Palatine CCSD 15 board hires BWP to lead superintendent search after presentations from five firms
Summary
After hearing presentations from five search-consultant teams, the Palatine CCSD 15 Board of Education voted to hire BWP to conduct the district's superintendent search. Board members asked about recruitment of seated superintendents, community engagement and confidentiality; the board then moved to closed session on personnel.
The Palatine CCSD 15 Board of Education voted on the night's final motion to hire BWP to oversee the district's search for its next superintendent after presentations and questions from trustees.
Board members opened the meeting saying the purpose was to "select the firm that will support District 15 in finding our next superintendent." Multiple consultant teams presented their approaches: Student Centered Services emphasized stakeholder listening sessions and a customized leadership profile; the Illinois Association of School Boards (IASB/ISB) highlighted statewide networks and confidential first-round screening; HYA stressed human interaction and a board portal for materials; School Exec Connect emphasized a large field-based consultant pool and multilingual outreach; and BWP emphasized local suburban experience, active networking and an expedited phased timeline.
BWP representatives, including Joe Porto and Mark Friedman, told the board they would tailor recruitment, perform active outreach to seated superintendents and other leaders, and bring a vetted slate of finalists. "We know this community; we know exactly who to look for," one BWP presenter said during the pitch. The firm outlined a condensed timeline that could allow interviews in January and a hire in February, while noting contract negotiations and legal steps can extend that schedule.
Other firms spelled out their differentiators. Dawn Green, a partner at Student Centered Services, said the firm is "hungry" to do the work and emphasized multilingual community engagement and individualized screening. Jim Helton of the Illinois Association of School Boards described ISB's statewide networks and a high-volume outreach capability, saying the group is a market leader in Illinois and can coordinate cross-state background inquiries. HYA's presenters highlighted a confidential online board portal and a data brief for candidates; School Exec Connect representatives emphasized in-field relationships and a two-year guarantee in case an eventual hire departs early.
Trustees focused questions on how each firm would recruit high-performing, seated superintendents who may not be actively seeking a job, how candidates' capacities to lead a large, diverse elementary district would be evaluated, and how multilingual input from the district's large Spanish-speaking population would be gathered. Firms offered a range of methods: active personal outreach at conferences and through professional networks, one-on-one recruitment calls, focus groups, surveys and the use of translators or Spanish-speaking consultants during in-district engagement.

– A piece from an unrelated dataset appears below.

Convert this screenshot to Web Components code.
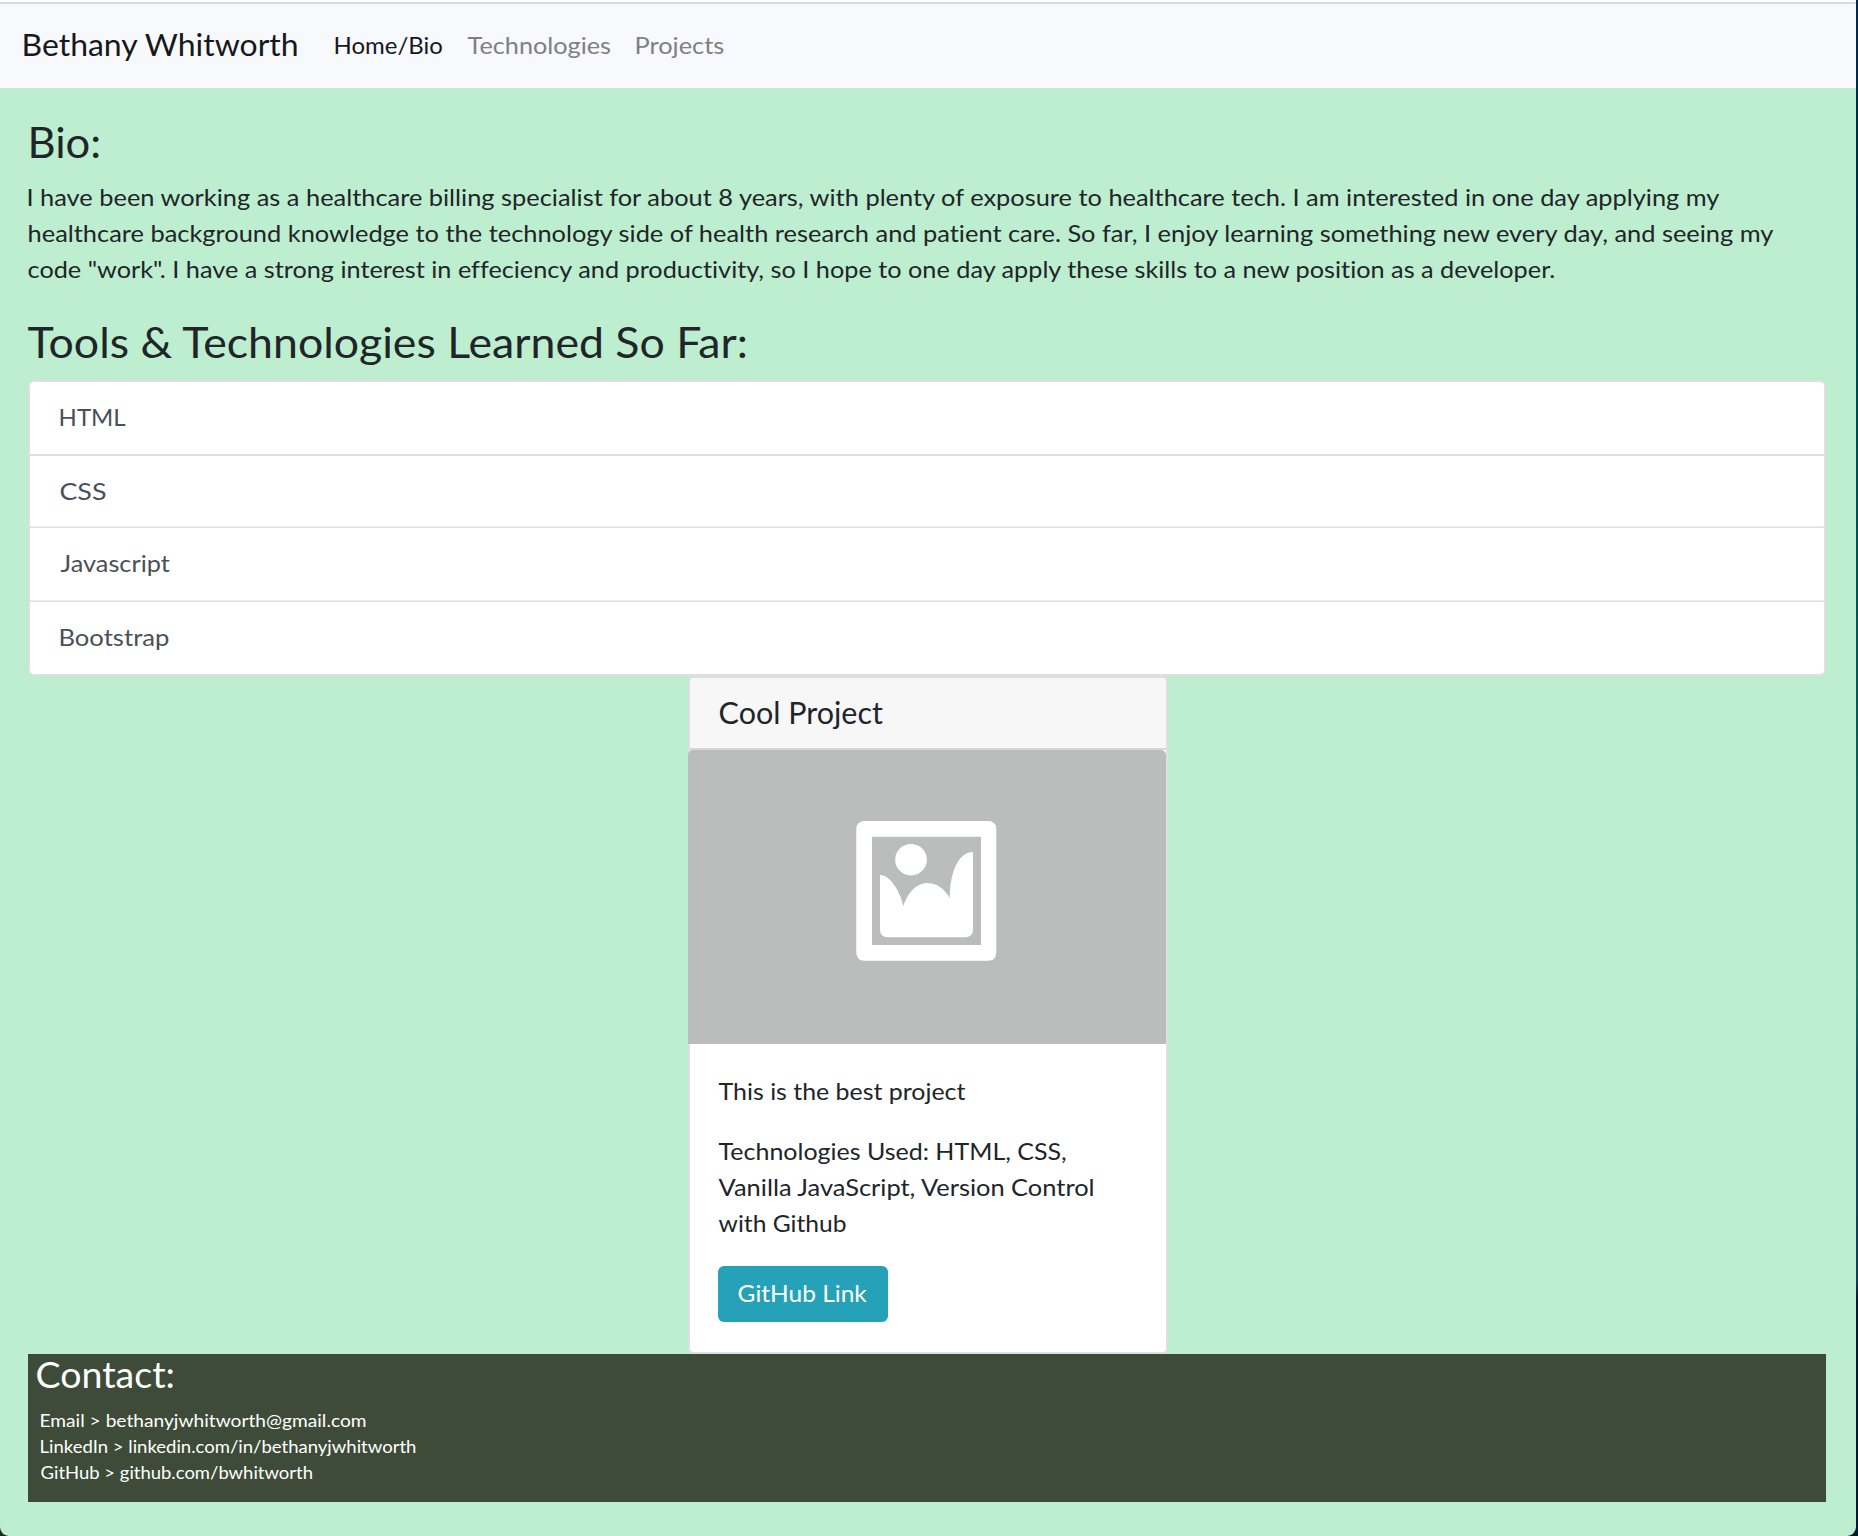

Before taking the final selection vote, the board moved to convene in closed session under state statute to discuss appointment and employment matters. The record shows a motion to approve BWP's selection was made and seconded; the board expressed assent and BWP was congratulated on being chosen. The transcript records the motion text on the record and indicates vote-taking by roll-call affirmations and voice votes; exact tallies were not specified in the public record provided.
Next steps on the search process were not set on the public record beyond the board's formal selection; the meeting adjourned after the motions. The board will now work with the chosen firm to finalize the search timeline, community-engagement schedule, candidate profile and the consultant contract that will govern the next phases of recruitment and hiring.
What happens next: the district and BWP are expected to collaborate on a planning meeting that finalizes the leadership profile to be used for recruitment, the timeline for advertising and interviews, and the scope of in-district focus groups and stakeholder engagement. The board also moved to closed session under 5 ILCS 120 to discuss personnel-related specifics before concluding the public meeting.